Directive:
Begin with the first line of the material and write out each line exactly, ending with the line that contains "import React from". Pictures are not part of the copy.

Material provided:
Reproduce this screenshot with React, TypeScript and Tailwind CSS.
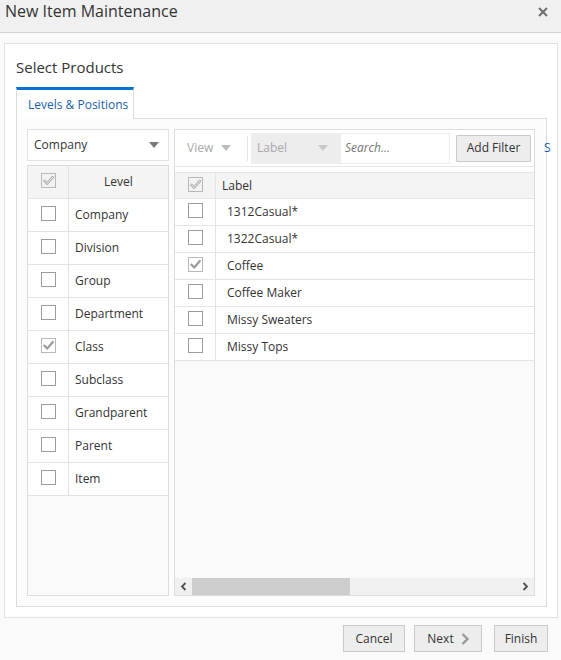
import React from "react";

const CheckBox = ({ checked = false, header = false }: { checked?: boolean; header?: boolean }) => (
  <svg width="15" height="15" viewBox="0 0 15 15" className="block">
    <rect x="0.5" y="0.5" width="14" height="14" fill={header ? "#f3f3f3" : "#ffffff"} stroke={checked || header ? "#b8b8b8" : "#9c9c9c"} />
    {header && (
      <path d="M3.5 7.8 L6.2 10.5 L11.8 4.2" fill="none" stroke="#a9a9a9" strokeWidth="2.6" strokeLinecap="round" strokeLinejoin="round" />
    )}
    {header && (
      <path d="M3.5 7.8 L6.2 10.5 L11.8 4.2" fill="none" stroke="#f3f3f3" strokeWidth="1" strokeLinecap="round" strokeLinejoin="round" />
    )}
    {checked && !header && (
      <path d="M3.3 7.6 L6.2 10.6 L11.8 4" fill="none" stroke="#9a9a9a" strokeWidth="2.2" strokeLinecap="round" strokeLinejoin="round" />
    )}
  </svg>
);

const Caret = ({ color = "#7a7a7a" }: { color?: string }) => (
  <svg width="10" height="6" viewBox="0 0 10 6" className="block">
    <path d="M0 0 H10 L5 6 Z" fill={color} />
  </svg>
);

const levels = [
  { name: "Company" },
  { name: "Division" },
  { name: "Group" },
  { name: "Department" },
  { name: "Class", checked: true },
  { name: "Subclass" },
  { name: "Grandparent" },
  { name: "Parent" },
  { name: "Item" },
];

const labels = [
  { name: "1312Casual*" },
  { name: "1322Casual*" },
  { name: "Coffee", checked: true },
  { name: "Coffee Maker" },
  { name: "Missy Sweaters" },
  { name: "Missy Tops" },
];

export default function App() {
  return (
    <div
      className="w-[561px] h-[660px] bg-[#fafafb] flex flex-col text-[#333333] overflow-hidden"
      style={{ fontFamily: '"Open Sans", "Noto Sans", sans-serif' }}
    >
      {/* Title bar */}
      <div className="h-[33px] shrink-0 bg-[#f0f0f1] border-b border-[#d4d4d6] flex items-start justify-between pl-[5px] pr-[13px]">
        <div className="text-[16px] leading-none text-[#333] pt-[3px]">New Item Maintenance</div>
        <svg width="10" height="10" viewBox="0 0 10 10" className="block mt-[7px]">
          <path d="M1 1 L9 9 M9 1 L1 9" stroke="#6f6f6f" strokeWidth="2" />
        </svg>
      </div>

      {/* Outer panel */}
      <div className="ml-[4px] mr-[3px] mt-[10px] h-[575px] shrink-0 border border-[#e2e2e4] bg-white flex flex-col pl-[11px] pr-[10px]">
        <div className="h-[43px] shrink-0 flex items-end pb-[12px] text-[15px] leading-none text-[#333]">Select Products</div>
        {/* Tab */}
        <div className="flex shrink-0">
          <div className="w-[118px] h-[32px] border-t-[3px] border-t-[#0572ce] border-x border-x-[#dcdcde] bg-white flex items-center pl-[11px] text-[12px] text-[#1a5fa8] -mb-px relative z-10">
            Levels &amp; Positions
          </div>
        </div>
        {/* Tab content */}
        <div className="h-[489px] shrink-0 border border-[#dcdcde] bg-[#fcfcfd] flex gap-[5px] pl-[10px] pr-[11px] pt-[10px] pb-[10px]">
          {/* Left column */}
          <div className="w-[142px] shrink-0 flex flex-col gap-[4px]">
            <div className="h-[32px] shrink-0 border border-[#e2e2e4] bg-white flex items-center justify-between pl-[6px] pr-[9px] text-[12px] text-[#333]">
              <span>Company</span>
              <Caret />
            </div>
            <div className="flex-1 border border-[#dcdcde] bg-[#fafafb] flex flex-col">
              <div className="h-[33px] shrink-0 flex bg-[#f4f4f5] border-b border-[#e2e2e4]">
                <div className="w-[41px] shrink-0 border-r border-[#e2e2e4] flex items-center justify-center pb-[3px]">
                  <CheckBox header />
                </div>
                <div className="flex-1 flex items-center justify-center text-[12px] text-[#333]">Level</div>
              </div>
              {levels.map((l) => (
                <div key={l.name} className="h-[33px] shrink-0 flex bg-white border-b border-[#e2e2e4]">
                  <div className="w-[41px] shrink-0 border-r border-[#e2e2e4] flex items-center justify-center pb-[3px]">
                    <CheckBox checked={!!l.checked} />
                  </div>
                  <div className="flex-1 flex items-center pl-[6px] text-[12px] text-[#333]">{l.name}</div>
                </div>
              ))}
            </div>
          </div>

          {/* Right column */}
          <div className="flex-1 min-w-0 border border-[#dcdcde] bg-[#fafafb] flex flex-col">
            {/* Toolbar */}
            <div className="h-[37px] shrink-0 bg-white border-b border-[#e6e6e8] flex items-center pl-[12px] whitespace-nowrap">
              <div className="shrink-0 flex items-center gap-[8px] text-[12px] text-[#a8a8a8] w-[60px]">
                <span>View</span>
                <Caret color="#bcbcbc" />
              </div>
              <div className="shrink-0 w-px h-[25px] bg-[#e4e4e6] mr-[3px]" />
              <div className="shrink-0 h-[31px] w-[89px] bg-[#ededee] flex items-center justify-between pl-[6px] pr-[12px] text-[12px] text-[#a8a8a8]">
                <span>Label</span>
                <Caret color="#c8c8c8" />
              </div>
              <div className="shrink-0 h-[31px] w-[110px] bg-white border border-[#ececee] flex items-center pl-[4px] text-[12px] text-[#777] italic">
                Search...
              </div>
              <div className="shrink-0 ml-[6px] h-[27px] w-[75px] bg-[#ededee] border border-[#c9c9cb] rounded-[1px] flex items-center justify-center text-[12px] text-[#333]">
                Add Filter
              </div>
              <span className="shrink-0 ml-[13px] text-[12px] text-[#1a5fa8]">S</span>
            </div>
            <div className="h-[5px] shrink-0 bg-white" />
            {/* Table header */}
            <div className="h-[27px] shrink-0 flex bg-[#f4f4f5] border-y border-[#e4e4e6]">
              <div className="w-[41px] shrink-0 border-r border-[#e4e4e6] flex items-center justify-center pb-[2px]">
                <CheckBox header />
              </div>
              <div className="flex-1 flex items-center pl-[6px] text-[12px] text-[#333]">Label</div>
            </div>
            {labels.map((l) => (
              <div key={l.name} className="h-[27px] shrink-0 flex bg-white border-b border-[#e4e4e6]">
                <div className="w-[41px] shrink-0 border-r border-[#e4e4e6] flex items-center justify-center pb-[3px]">
                  <CheckBox checked={!!l.checked} />
                </div>
                <div className="flex-1 flex items-center pl-[11px] text-[12px] text-[#333]">{l.name}</div>
              </div>
            ))}
            <div className="flex-1" />
            {/* Scrollbar */}
            <div className="h-[17px] shrink-0 flex bg-[#f0f0f0]">
              <div className="w-[17px] shrink-0 flex items-center justify-center">
                <svg width="7" height="9" viewBox="0 0 7 9" className="block">
                  <path d="M5.5 1 L2 4.5 L5.5 8" fill="none" stroke="#505050" strokeWidth="1.8" />
                </svg>
              </div>
              <div className="w-[158px] shrink-0 bg-[#cdcdcd]" />
              <div className="flex-1" />
              <div className="w-[17px] shrink-0 flex items-center justify-center">
                <svg width="7" height="9" viewBox="0 0 7 9" className="block">
                  <path d="M1.5 1 L5 4.5 L1.5 8" fill="none" stroke="#505050" strokeWidth="1.8" />
                </svg>
              </div>
            </div>
          </div>
        </div>
      </div>

      {/* Footer */}
      <div className="flex justify-end pr-[13px] pt-[7px]">
        <button className="h-[27px] w-[62px] bg-[#ededee] border border-[#c9c9cb] text-[12px] text-[#333] flex items-center justify-center">
          Cancel
        </button>
        <button className="ml-[9px] h-[27px] w-[68px] bg-[#ededee] border border-[#c9c9cb] text-[12px] text-[#333] flex items-center justify-center gap-[7px]">
          <span>Next</span>
          <svg width="8" height="12" viewBox="0 0 8 12" className="block">
            <path d="M1.5 1 L6.5 6 L1.5 11" fill="none" stroke="#9a9a9a" strokeWidth="2.4" />
          </svg>
        </button>
        <button className="ml-[12px] h-[27px] w-[54px] bg-[#ededee] border border-[#c9c9cb] text-[12px] text-[#333] flex items-center justify-center">
          Finish
        </button>
      </div>
    </div>
  );
}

Result for this exercise:
Reproduce this screenshot with React, TypeScript and Tailwind CSS.
import React from "react";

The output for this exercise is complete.